Nonlinear Dynamic Analysis of Oil Price Fluctuations and Trade Balance Using the NARDL Model

Document Type : Original Article

Author

Assistant Professor of Economics, Department of Humanities, Bozorgmehr University of Qaenat, Qaen,, Iran

10.48308/jem.2026.243154.2037

Abstract

Oil prices have long been recognized as a critical determinant of economic performance and stability, and they affect a wide range of macroeconomic variables. Among these variables, the trade balance is of particular importance because it plays a fundamental role in reflecting a country's international economic position. Oil price fluctuations can also lead to significant disruptions in countries' trade balances and have profound implications for their economic policies. Therefore, the aim of this study is to examine the asymmetric effects of oil price fluctuations on Iran's trade balance during the period 1984-2024 using a nonlinear autoregressive distributed lag (NARDL) model.
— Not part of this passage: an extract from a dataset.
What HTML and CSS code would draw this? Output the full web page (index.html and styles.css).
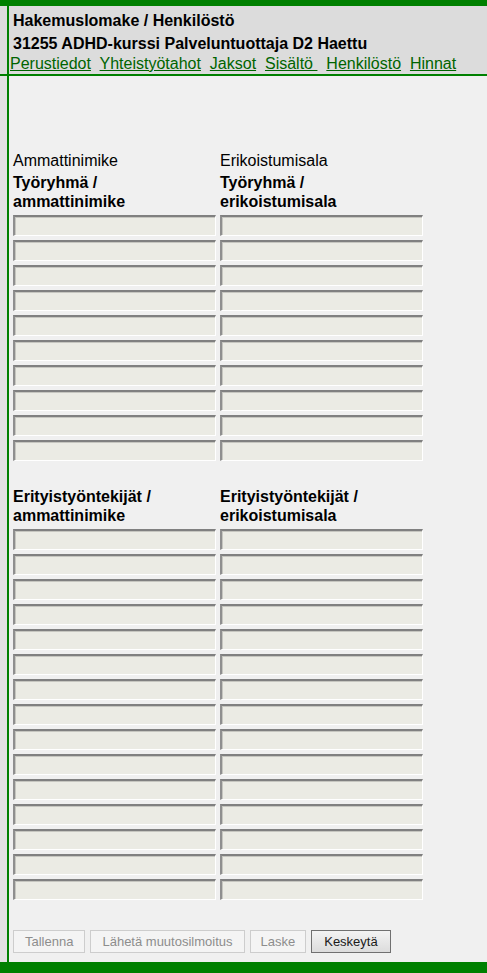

The results of this study show that, in the short run, a one percent increase and decrease in oil price fluctuations leads to a 1.4743 percent increase and a 1.0905 percent decrease in the trade balance, respectively. In addition, the exchange rate and the output gap have a positive effect on the trade balance with a 99% confidence level. The results of the long-term estimation indicate that the exchange rate and the output gap have a positive and significant effect on the trade balance. Also, the coefficients of positive and negative oil price shocks indicate that the trade balance decreases by 1.5979 and 1.6496 percent, respectively. Finally, the results of the Wald test show that the effects of positive and negative oil price shocks on the trade balance are symmetric in the long run, but this effect is asymmetric in the short run.